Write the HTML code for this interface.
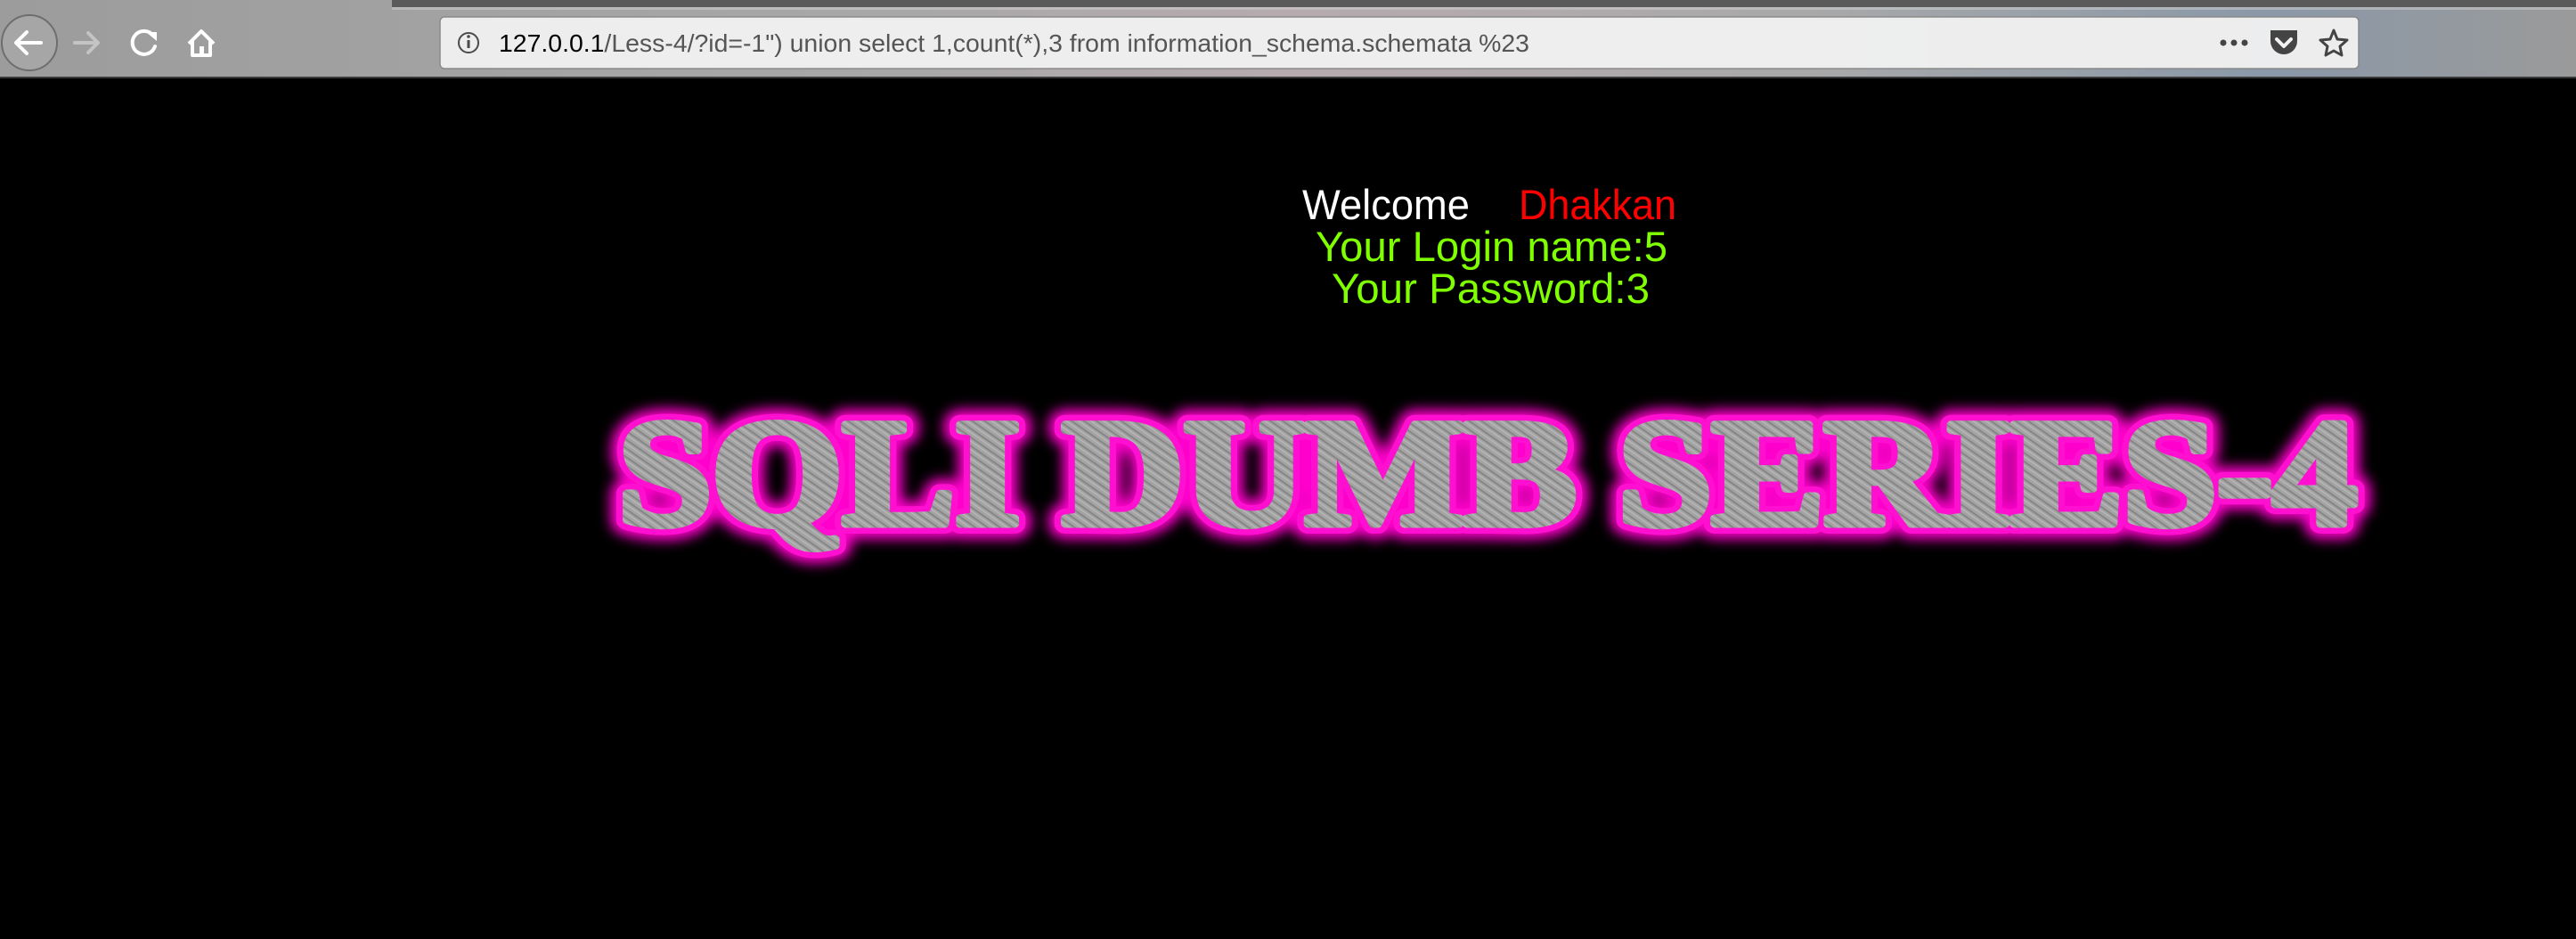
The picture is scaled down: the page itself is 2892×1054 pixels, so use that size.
<!DOCTYPE html>
<html><head><meta charset="utf-8"><style>
html,body{margin:0;padding:0;width:2892px;height:1054px;background:#000;overflow:hidden}
svg{position:absolute;left:0;top:0}
</style></head><body>
<svg width="2892" height="1054" viewBox="0 0 2892 1054" xmlns="http://www.w3.org/2000/svg">
<defs>
<linearGradient id="tb" x1="0" x2="1" y1="0" y2="0">
<stop offset="0" stop-color="#9c9c9c"/><stop offset="0.35" stop-color="#a8a8a8"/><stop offset="0.5" stop-color="#b6aaae"/><stop offset="0.7" stop-color="#a9a9a9"/><stop offset="0.88" stop-color="#8a98a8"/><stop offset="1" stop-color="#9a9a9a"/>
</linearGradient>
<filter id="glow" x="-5%" y="-30%" width="110%" height="160%"><feGaussianBlur stdDeviation="7"/></filter>
<pattern id="brush" width="8" height="8" patternUnits="userSpaceOnUse" patternTransform="rotate(35)">
<rect width="8" height="8" fill="#a4a4a4"/><rect width="8" height="2" fill="#868686"/><rect y="4" width="8" height="1" fill="#bcbcbc"/>
</pattern>
</defs>
<rect x="0" y="0" width="2892" height="88" fill="url(#tb)"/>
<rect x="440" y="0" width="2452" height="8" fill="#5a5a5a"/>
<rect x="440" y="8" width="2452" height="3" fill="#cfcfcf" opacity="0.5"/>
<rect x="0" y="86" width="2892" height="2" fill="#3a3a3a"/>
<circle cx="33" cy="48" r="31" fill="#a6a6a6" stroke="#6e6e6e" stroke-width="2"/>
<path d="M46 48 H18 M30 36 L18 48 L30 60" stroke="#fff" stroke-width="4" fill="none" stroke-linecap="round" stroke-linejoin="round"/>
<path d="M84 48 H110 M99 37 L110 48 L99 59" stroke="#c4c4c4" stroke-width="4" fill="none" stroke-linecap="round" stroke-linejoin="round"/>
<path d="M172 40 A13 13 0 1 0 174 52" stroke="#fff" stroke-width="4" fill="none" stroke-linecap="round"/>
<path d="M164 36 L176 36 L176 46 Z" fill="#fff"/>
<path d="M212 49 L226 35 L240 49 M216 46 V62 H236 V46" stroke="#fff" stroke-width="4" fill="none" stroke-linejoin="round"/>
<rect x="224" y="52" width="5" height="10" fill="#fff"/>
<rect x="494" y="19" width="2154" height="58" rx="5" fill="#f1f1f1" stroke="#8a8a8a" stroke-width="1.5" opacity="0.96"/>
<circle cx="526" cy="48" r="11" fill="none" stroke="#4a4a4a" stroke-width="2"/>
<rect x="524.5" y="45" width="3" height="9" fill="#4a4a4a"/><circle cx="526" cy="41" r="1.8" fill="#4a4a4a"/>
<text x="560" y="58" font-family="Liberation Sans, sans-serif" font-size="28" textLength="1157" lengthAdjust="spacingAndGlyphs" fill="#555"><tspan fill="#000">127.0.0.1</tspan>/Less-4/?id=-1") union select 1,count(*),3 from information_schema.schemata %23</text>
<circle cx="2496" cy="48" r="3.5" fill="#444"/><circle cx="2508" cy="48" r="3.5" fill="#444"/><circle cx="2520" cy="48" r="3.5" fill="#444"/>
<path d="M2549 34 H2579 V46 A15 15 0 0 1 2549 46 Z" fill="#444"/>
<path d="M2556 44 L2564 52 L2572 44" stroke="#f1f1f1" stroke-width="4" fill="none" stroke-linecap="round" stroke-linejoin="round"/>
<path d="M2620 34 L2624 44 L2635 45 L2627 52 L2629 62 L2620 57 L2611 62 L2613 52 L2605 45 L2616 44 Z" fill="none" stroke="#444" stroke-width="3" stroke-linejoin="round"/>
<g font-family="Liberation Sans, sans-serif" font-size="47">
<text x="1462" y="246" fill="#fff" textLength="188" lengthAdjust="spacingAndGlyphs">Welcome</text>
<text x="1705" y="246" fill="#ff0000" textLength="177" lengthAdjust="spacingAndGlyphs">Dhakkan</text>
<text x="1477" y="293" fill="#7fff00" textLength="395" lengthAdjust="spacingAndGlyphs">Your Login name:5</text>
<text x="1495" y="340" fill="#7fff00" textLength="357" lengthAdjust="spacingAndGlyphs">Your Password:3</text>
</g>
<g font-family="Liberation Serif, serif" font-weight="bold" font-size="170">
<text x="694" y="588" textLength="1952" lengthAdjust="spacingAndGlyphs" fill="#ff00cc" stroke="#ff00cc" stroke-width="34" stroke-linejoin="round" filter="url(#glow)">SQLI DUMB SERIES-4</text>
<text x="694" y="588" textLength="1952" lengthAdjust="spacingAndGlyphs" fill="#ff10d0" stroke="#ff10d0" stroke-width="22" stroke-linejoin="round">SQLI DUMB SERIES-4</text>
<text x="694" y="588" textLength="1952" lengthAdjust="spacingAndGlyphs" fill="url(#brush)" stroke="url(#brush)" stroke-width="9" stroke-linejoin="round">SQLI DUMB SERIES-4</text>
</g>
</svg>
</body></html>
================
Filter the data for the string "size" and copy every line that has it.

The picture is scaled down: the page itself is 2892×1054 pixels, so use that size.
<text x="560" y="58" font-family="Liberation Sans, sans-serif" font-size="28" textLength="1157" lengthAdjust="spacingAndGlyphs" fill="#555"><tspan fill="#000">127.0.0.1</tspan>/Less-4/?id=-1") union select 1,count(*),3 from information_schema.schemata %23</text>
<g font-family="Liberation Sans, sans-serif" font-size="47">
<g font-family="Liberation Serif, serif" font-weight="bold" font-size="170">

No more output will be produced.